Lately, I have been spending more and more “guitar time” with my oldest son, Max (5). Though I used to sit down with him once or twice a week and let him have lightly structured “fun” (which is what I refer to as the “babble phase”) I realize as these days go by that if I want him to reap the rewards of mastering a musical instrument, I have to assume responsibility for creating and maintaining consistent, structured, and entertaining “guitar time” at home. I have to make music and active music-making a priority. This is no small task.
I often suggest methods and ways to help your child with guitar time at home and am realizing more and more that while it’s easy to suggest ideas, actually sitting down for a 10-20 minute “guitar time” four or five times a week is challenging given the stresses and other activities vying for our attention. So, I’d like to assert that I am now in the same boat that all of you are in with your little (and not so little anymore!) aspiring musicians and yet am paradoxically even more aware that active music making is fundamentally important on many, many levels.
Over the years I’ve read my share of articles and studies about music and education and it’s hard to not reiterate that children who actively participate in music making tend to do better in reading and math when they start school, develop a higher self-esteem, and are able to focus better at individual tasks. Music also enhances their memory skills, poise, and self-expression. And, of course, it brings them and us joy. For all these reasons, making music is not just fun, but vital – in infancy, throughout childhood, and beyond.

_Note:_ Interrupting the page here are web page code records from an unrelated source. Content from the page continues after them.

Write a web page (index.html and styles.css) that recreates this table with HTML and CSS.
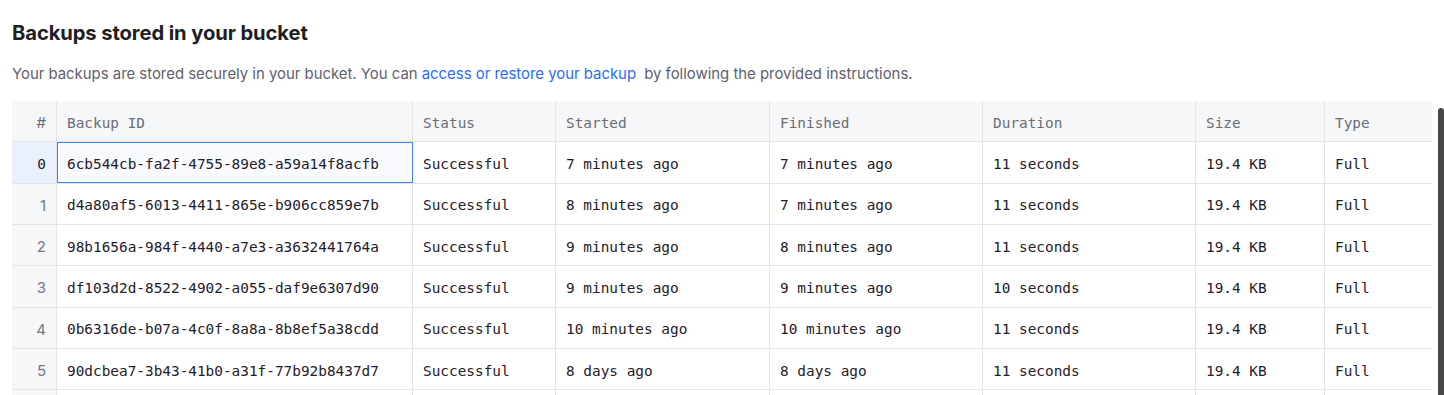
FILE: index.html
```html
<!DOCTYPE html>
<html lang="en">
<head>
<meta charset="utf-8">
<title>Backups</title>
<link rel="stylesheet" href="styles.css">
</head>
<body>
<main class="page">
  <h2 class="title">Backups stored in your bucket</h2>
  <p class="desc">Your backups are stored securely in your bucket. You can <a class="link" href="#">access or restore your backup</a> by following the provided instructions.</p>
  <div class="grid">
    <div class="row head">
      <div class="cell idx">#</div>
      <div class="cell">Backup ID</div>
      <div class="cell">Status</div>
      <div class="cell">Started</div>
      <div class="cell">Finished</div>
      <div class="cell">Duration</div>
      <div class="cell">Size</div>
      <div class="cell">Type</div>
    </div>
    <div class="row selected">
      <div class="cell idx">0</div>
      <div class="cell focus">6cb544cb-fa2f-4755-89e8-a59a14f8acfb</div>
      <div class="cell">Successful</div>
      <div class="cell">7 minutes ago</div>
      <div class="cell">7 minutes ago</div>
      <div class="cell">11 seconds</div>
      <div class="cell">19.4 KB</div>
      <div class="cell">Full</div>
    </div>
    <div class="row">
      <div class="cell idx">1</div>
      <div class="cell">d4a80af5-6013-4411-865e-b906cc859e7b</div>
      <div class="cell">Successful</div>
      <div class="cell">8 minutes ago</div>
      <div class="cell">7 minutes ago</div>
      <div class="cell">11 seconds</div>
      <div class="cell">19.4 KB</div>
      <div class="cell">Full</div>
    </div>
    <div class="row">
      <div class="cell idx">2</div>
      <div class="cell">98b1656a-984f-4440-a7e3-a3632441764a</div>
      <div class="cell">Successful</div>
      <div class="cell">9 minutes ago</div>
      <div class="cell">8 minutes ago</div>
      <div class="cell">11 seconds</div>
      <div class="cell">19.4 KB</div>
      <div class="cell">Full</div>
    </div>
    <div class="row">
      <div class="cell idx">3</div>
      <div class="cell">df103d2d-8522-4902-a055-daf9e6307d90</div>
      <div class="cell">Successful</div>
      <div class="cell">9 minutes ago</div>
      <div class="cell">9 minutes ago</div>
      <div class="cell">10 seconds</div>
      <div class="cell">19.4 KB</div>
      <div class="cell">Full</div>
    </div>
    <div class="row">
      <div class="cell idx">4</div>
      <div class="cell">0b6316de-b07a-4c0f-8a8a-8b8ef5a38cdd</div>
      <div class="cell">Successful</div>
      <div class="cell">10 minutes ago</div>
      <div class="cell">10 minutes ago</div>
      <div class="cell">11 seconds</div>
      <div class="cell">19.4 KB</div>
      <div class="cell">Full</div>
    </div>
    <div class="row">
      <div class="cell idx">5</div>
      <div class="cell">90dcbea7-3b43-41b0-a31f-77b92b8437d7</div>
      <div class="cell">Successful</div>
      <div class="cell">8 days ago</div>
      <div class="cell">8 days ago</div>
      <div class="cell">11 seconds</div>
      <div class="cell">19.4 KB</div>
      <div class="cell">Full</div>
    </div>
    <div class="row">
      <div class="cell idx"></div>
      <div class="cell"></div>
      <div class="cell"></div>
      <div class="cell"></div>
      <div class="cell"></div>
      <div class="cell"></div>
      <div class="cell"></div>
      <div class="cell"></div>
    </div>
    <div class="scrollbar"></div>
  </div>
</main>
</body>
</html>
```

FILE: styles.css
```css
html, body {
  margin: 0;
  padding: 0;
  background: #ffffff;
  overflow: hidden;
  height: 395px;
}

.page {
  padding: 0 12px;
  font-family: Inter, "Noto Sans", sans-serif;
  color: #31333f;
}

.title {
  margin: 0;
  padding-top: 20px;
  font-size: 20.2px;
  line-height: 26px;
  font-weight: 700;
  color: #1d1e24;
  letter-spacing: -0.1px;
}

.desc {
  margin: 0;
  padding-top: 17px;
  font-size: 14.9px;
  line-height: 22px;
  color: #5f616e;
}

.link {
  color: #2a6df4;
  text-decoration: none;
  margin-right: 4px;
}

.grid {
  position: relative;
  margin-top: 16px;
  width: 1420px;
  font-family: "DejaVu Sans Mono", "Liberation Mono", monospace;
  font-size: 14.4px;
}

.row {
  display: grid;
  grid-template-columns: 45px 356px 143px 214px 213px 213px 129px 107px;
  height: 41.33px;
  border-bottom: 1px solid #e4e5e9;
  box-sizing: border-box;
}

.cell {
  display: flex;
  align-items: center;
  padding: 3px 9px 0 10px;
  border-right: 1px solid #e4e5e9;
  white-space: nowrap;
  overflow: hidden;
  color: #1f2029;
}

.cell:last-child {
  border-right: none;
}

.head {
  background: #f6f7f9;
}

.head .cell {
  color: #6b6d76;
}

.idx {
  justify-content: flex-end;
  padding: 3px 10px 0 0;
  background: #f6f7f9;
  font-family: Inter, "Noto Sans", sans-serif;
  font-size: 15px;
  color: #757782;
}

.head .idx {
  font-family: Inter, "Noto Sans", sans-serif;
  color: #6b6d76;
}

.selected .idx {
  background: #eaf1fc;
  font-family: "DejaVu Sans Mono", "Liberation Mono", monospace;
  font-size: 14.4px;
  color: #1f2029;
}

.focus {
  background: #f8faff;
  outline: 1px solid #3f83f4;
  outline-offset: -1px;
}

.scrollbar {
  position: absolute;
  top: 7px;
  left: 1426px;
  width: 6px;
  height: 300px;
  background: #474747;
  border-radius: 3px 3px 0 0;
}
```
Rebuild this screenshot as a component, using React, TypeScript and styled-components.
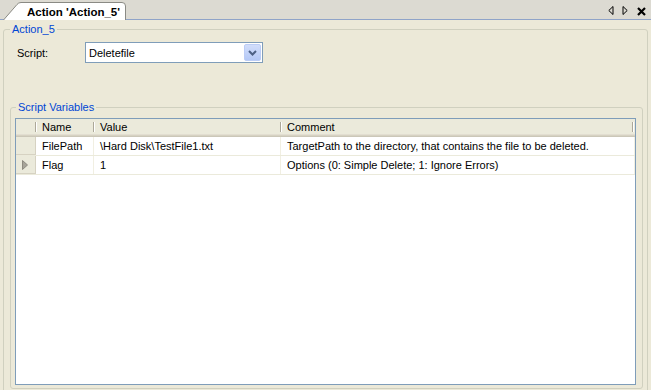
import React from 'react';
import styled, { createGlobalStyle } from 'styled-components';

type Variable = {
  name: string;
  value: string;
  comment: string;
  current?: boolean;
};

const variables: Variable[] = [
  {
    name: 'FilePath',
    value: '\\Hard Disk\\TestFile1.txt',
    comment: 'TargetPath to the directory, that contains the file to be deleted.',
  },
  {
    name: 'Flag',
    value: '1',
    comment: 'Options (0: Simple Delete; 1: Ignore Errors)',
    current: true,
  },
];

const GlobalStyle = createGlobalStyle`
  html, body {
    margin: 0;
    padding: 0;
    background: #ece9d8;
  }
  body {
    font-family: "Liberation Sans", Arial, sans-serif;
    font-size: 11px;
    color: #000;
  }
`;

export default function App() {
  return (
    <>
      <GlobalStyle />
      <Window>
        <TabStrip>
          <Tab>
            <TabShape viewBox="0 0 123 18" preserveAspectRatio="none">
              <path
                d="M0.5 18 L14 2.5 Q15.5 0.5 18 0.5 L119 0.5 Q122.5 0.5 122.5 4 L122.5 18"
                fill="#fff"
                stroke="#8a8a84"
              />
            </TabShape>
            <TabLabel>Action 'Action_5'</TabLabel>
          </Tab>
          <StripButtons>
            <StripButton viewBox="0 0 6 9" width={6} height={9}>
              <path d="M5 0.5 L0.8 4.5 L5 8.5 Z" fill="none" stroke="#000" />
            </StripButton>
            <StripButton viewBox="0 0 6 9" width={6} height={9}>
              <path d="M1 0.5 L5.2 4.5 L1 8.5 Z" fill="none" stroke="#000" />
            </StripButton>
            <CloseIcon viewBox="0 0 9 9" width={9} height={9}>
              <path d="M1 1 L8 8 M8 1 L1 8" stroke="#000" strokeWidth={2.2} />
            </CloseIcon>
          </StripButtons>
        </TabStrip>

        <Content>
          <GroupBox $padLeft={6} $padRight={4} $padBottom={8}>
            <Legend>Action_5</Legend>
            <ScriptRow>
              <FieldLabel>Script:</FieldLabel>
              <Combo>
                <ComboText>Deletefile</ComboText>
                <ComboButton>
                  <svg viewBox="0 0 9 6" width={9} height={6}>
                    <path d="M1 1 L4.5 4.5 L8 1" fill="none" stroke="#4d6185" strokeWidth={2} />
                  </svg>
                </ComboButton>
              </Combo>
            </ScriptRow>

            <VariablesBox $padLeft={4} $padRight={6} $padBottom={3}>
              <Legend $shift={1}>Script Variables</Legend>
              <Grid>
                <HeaderRow>
                  <HeaderCell />
                  <HeaderCell>Name</HeaderCell>
                  <HeaderCell>Value</HeaderCell>
                  <HeaderCell>Comment</HeaderCell>
                </HeaderRow>
                {variables.map((v) => (
                  <Row key={v.name}>
                    <RowHeader>
                      {v.current && (
                        <svg viewBox="0 0 6 10" width={6} height={10}>
                          <path d="M0.5 0.5 L5.5 5 L0.5 9.5 Z" fill="#a8a59a" stroke="#8e8b80" />
                        </svg>
                      )}
                    </RowHeader>
                    <Cell>{v.name}</Cell>
                    <Cell>{v.value}</Cell>
                    <Cell>{v.comment}</Cell>
                  </Row>
                ))}
              </Grid>
            </VariablesBox>
          </GroupBox>
        </Content>
      </Window>
    </>
  );
}

const columns = '20px 58px 187px 1fr';

const Window = styled.div`
  width: 651px;
  height: 390px;
  overflow: hidden;
  display: flex;
  flex-direction: column;
  background: #ece9d8;
`;

const TabStrip = styled.div`
  height: 19px;
  flex: none;
  display: flex;
  align-items: flex-end;
  justify-content: space-between;
  background: #dcdad2;
  border-bottom: 1px solid #8fa3c8;
  padding-left: 3px;
`;

const Tab = styled.div`
  position: relative;
  width: 123px;
  height: 18px;
  margin-bottom: -1px;
  display: flex;
  align-items: center;
  justify-content: flex-end;
  padding-right: 6px;
  box-sizing: border-box;
`;

const TabShape = styled.svg`
  position: absolute;
  inset: 0;
  width: 100%;
  height: 100%;
`;

const TabLabel = styled.span`
  position: relative;
  font-weight: bold;
  font-size: 11.5px;
  line-height: 14px;
  padding-top: 1px;
`;

const StripButtons = styled.div`
  align-self: center;
  display: flex;
  align-items: center;
  gap: 8px;
  padding-right: 5px;
  padding-top: 1px;
`;

const StripButton = styled.svg`
  display: block;
`;

const CloseIcon = styled.svg`
  display: block;
  margin-left: 1px;
  margin-top: 3px;
`;

const Content = styled.div`
  flex: 1;
  padding: 3px 3px 0 3px;
`;

const GroupBox = styled.fieldset<{ $padLeft: number; $padRight: number; $padBottom: number }>`
  margin: 0;
  min-width: 0;
  border: 1px solid #d0d0bf;
  border-radius: 3px;
  padding: 0 ${({ $padRight }) => $padRight}px ${({ $padBottom }) => $padBottom}px
    ${({ $padLeft }) => $padLeft}px;
`;

const VariablesBox = styled(GroupBox)`
  margin-top: 38px;
`;

const Legend = styled.legend<{ $shift?: number }>`
  padding: 0 2px;
  margin-left: ${({ $shift }) => $shift ?? 0}px;
  color: #0046d5;
  font-size: 11px;
  line-height: 13px;
`;

const ScriptRow = styled.div`
  display: grid;
  grid-template-columns: 75px 178px;
  align-items: center;
  margin-top: 6px;
`;

const FieldLabel = styled.label`
  padding-left: 7px;
`;

const Combo = styled.div`
  height: 21px;
  box-sizing: border-box;
  border: 1px solid #7f9db9;
  background: #fff;
  display: flex;
  align-items: center;
  padding: 0 1px 0 3px;
`;

const ComboText = styled.span`
  flex: 1;
`;

const ComboButton = styled.div`
  width: 17px;
  height: 17px;
  box-sizing: border-box;
  border: 1px solid #bccdf6;
  border-radius: 2px;
  background: linear-gradient(#d2defb, #b4c8f6);
  display: flex;
  align-items: center;
  justify-content: center;
`;

const Grid = styled.div`
  margin-top: 4px;
  height: 267px;
  box-sizing: border-box;
  border: 1px solid #7f9db9;
  background: #fff;
`;

const HeaderRow = styled.div`
  display: grid;
  grid-template-columns: ${columns};
  height: 18px;
  background: #ebeadb;
  box-shadow: inset 0 -1px #cbc7b8, inset 0 -2px #d6d2c2, inset 0 -3px #e2ded1;
`;

const HeaderCell = styled.div`
  position: relative;
  display: flex;
  align-items: center;
  padding: 0 0 2px 6px;

  &:not(:last-child)::after {
    content: '';
    position: absolute;
    right: 0;
    top: 3px;
    bottom: 5px;
    width: 1px;
    background: #aca899;
    box-shadow: 1px 0 #fff;
  }

  &:last-child::after {
    content: '';
    position: absolute;
    right: 2px;
    top: 3px;
    bottom: 5px;
    width: 1px;
    background: #aca899;
    box-shadow: 1px 0 #fff;
  }
`;

const Row = styled.div`
  display: grid;
  grid-template-columns: ${columns};
  height: 19px;
  box-sizing: border-box;
  border-bottom: 1px solid #ebeadb;
`;

const RowHeader = styled.div`
  background: #ebeadb;
  border-right: 1px solid #d6d2c2;
  box-shadow: inset 0 -1px #d6d2c2;
  display: flex;
  align-items: center;
  padding-left: 6px;
`;

const Cell = styled.div`
  display: flex;
  align-items: center;
  padding-left: 6px;
  border-right: 1px solid #f1efe2;
  white-space: nowrap;
  overflow: hidden;
`;
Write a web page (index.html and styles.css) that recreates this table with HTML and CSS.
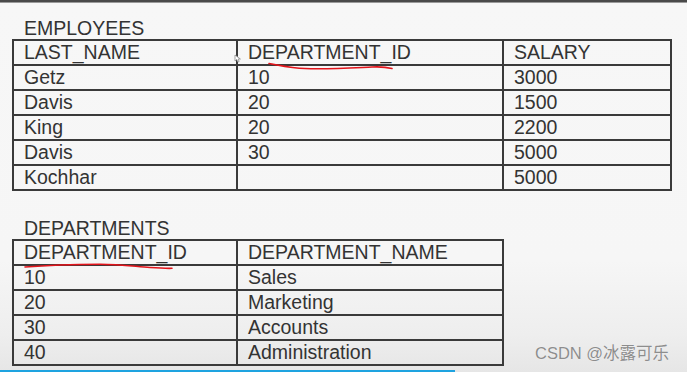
FILE: index.html
```html
<!DOCTYPE html>
<html lang="en">
<head>
<meta charset="utf-8">
<title>Employees and Departments</title>
<link rel="stylesheet" href="styles.css">
</head>
<body>
<div class="screen">
  <div class="topbar"></div>
  <div class="content">
    <section class="block">
      <div class="title">EMPLOYEES</div>
      <table class="grid emp">
        <colgroup><col class="c1"><col class="c2"><col class="c3"></colgroup>
        <tr><td>LAST_NAME</td><td>DEPARTMENT_ID</td><td>SALARY</td></tr>
        <tr><td>Getz</td><td>10</td><td>3000</td></tr>
        <tr><td>Davis</td><td>20</td><td>1500</td></tr>
        <tr><td>King</td><td>20</td><td>2200</td></tr>
        <tr><td>Davis</td><td>30</td><td>5000</td></tr>
        <tr><td>Kochhar</td><td></td><td>5000</td></tr>
      </table>
    </section>
    <section class="block second">
      <div class="title">DEPARTMENTS</div>
      <table class="grid dept">
        <colgroup><col class="c1"><col class="c2"></colgroup>
        <tr><td>DEPARTMENT_ID</td><td>DEPARTMENT_NAME</td></tr>
        <tr><td>10</td><td>Sales</td></tr>
        <tr><td>20</td><td>Marketing</td></tr>
        <tr><td>30</td><td>Accounts</td></tr>
        <tr><td>40</td><td>Administration</td></tr>
      </table>
    </section>
  </div>
  <svg class="ink" width="687" height="372" viewBox="0 0 687 372">
    <path d="M269 63.5 C 280 65.5, 292 68.5, 305 68.5 C 325 69.5, 350 68, 372 67 C 382 66.5, 388 67.5, 392 68.5" fill="none" stroke="#e3141b" stroke-width="1.6" stroke-linecap="round"/>
    <path d="M25 267 C 45 265.5, 70 264.5, 100 264.3 C 120 264.3, 135 266.5, 150 267.5 C 160 268.2, 168 268.4, 172 268.3" fill="none" stroke="#e3141b" stroke-width="1.6" stroke-linecap="round"/>
  </svg>
  <svg class="cursor" width="8" height="9" viewBox="0 0 8 9">
    <path d="M1 1 L1 7 L2.6 5.6 L4 8 L5.2 7.4 L4 5 L6.4 5 Z" fill="#ffffff" stroke="#8a8a8a" stroke-width="0.8"/>
  </svg>
  <div class="watermark">CSDN @冰露可乐</div>
  <div class="progress"></div>
</div>
</body>
</html>
```

FILE: styles.css
```css
html, body {
  margin: 0;
  padding: 0;
}

body {
  width: 687px;
  height: 372px;
  overflow: hidden;
  font-family: "Liberation Sans", Arial, sans-serif;
  color: #333333;
}

.screen {
  position: relative;
  width: 687px;
  height: 372px;
  overflow: hidden;
  background: linear-gradient(to bottom, #f7f7f7 0%, #f6f6f6 70%, #eeeeee 90%, #e6e6e6 100%);
}

.topbar {
  height: 2px;
  background: #4a4a4a;
  border-bottom: 1px solid #9a9a9a;
}

.content {
  padding: 14px 0 0 12px;
}

.title {
  font-size: 19.5px;
  line-height: 22px;
  height: 22px;
  padding-left: 12px;
}

.second {
  margin-top: 26px;
}

.grid {
  border-collapse: collapse;
  table-layout: fixed;
  font-size: 19.5px;
}

.grid td {
  border: 2px solid #3a3a3a;
  height: 23px;
  padding: 0 0 0 10px;
  line-height: 23px;
  white-space: nowrap;
  overflow: hidden;
}

.emp {
  width: 658px;
}

.dept {
  width: 490px;
}

.c1 { width: 224px; }
.c2 { width: 266px; }
.c3 { width: 168px; }

.ink {
  position: absolute;
  left: 0;
  top: 0;
  pointer-events: none;
}

.cursor {
  position: absolute;
  left: 234px;
  top: 54px;
}

.watermark {
  position: absolute;
  left: 535px;
  top: 343px;
  font-family: "Liberation Sans", "Noto Sans CJK SC", sans-serif;
  font-size: 16.5px;
  line-height: 20px;
  color: #8d8d8d;
  text-shadow: 0 0 1px rgba(255, 255, 255, 0.8);
}

.progress {
  position: absolute;
  left: 0;
  bottom: 0;
  width: 455px;
  height: 2px;
  background: #1ea3e0;
}
```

For those of you just embarking on the first steps with lessons (and while the novelty still helps keep you and your child inspired), etch out a permanent “guitar time” in your schedule and actively help your children develop as musicians. The more per week the better, but keep it short and fun. For those of you who have children past the novelty stage, don’t forget to recognize and praise your child’s musical efforts. Sitting down next to them as they play and asking them to show you how to do what they do will encourage their confidence. Helping them make lists of guitar activities that they can check off throughout the week towards a prize is also encouraging. Unexpected rewards are great, too: “I heard you play through two of your songs and a scale and thought you should have a treat for sounding beautiful and trying hard.” For those of you who want to shake things up a bit, attend a live concert, start learning an instrument, or help your child organize a “house concert” for friends and family.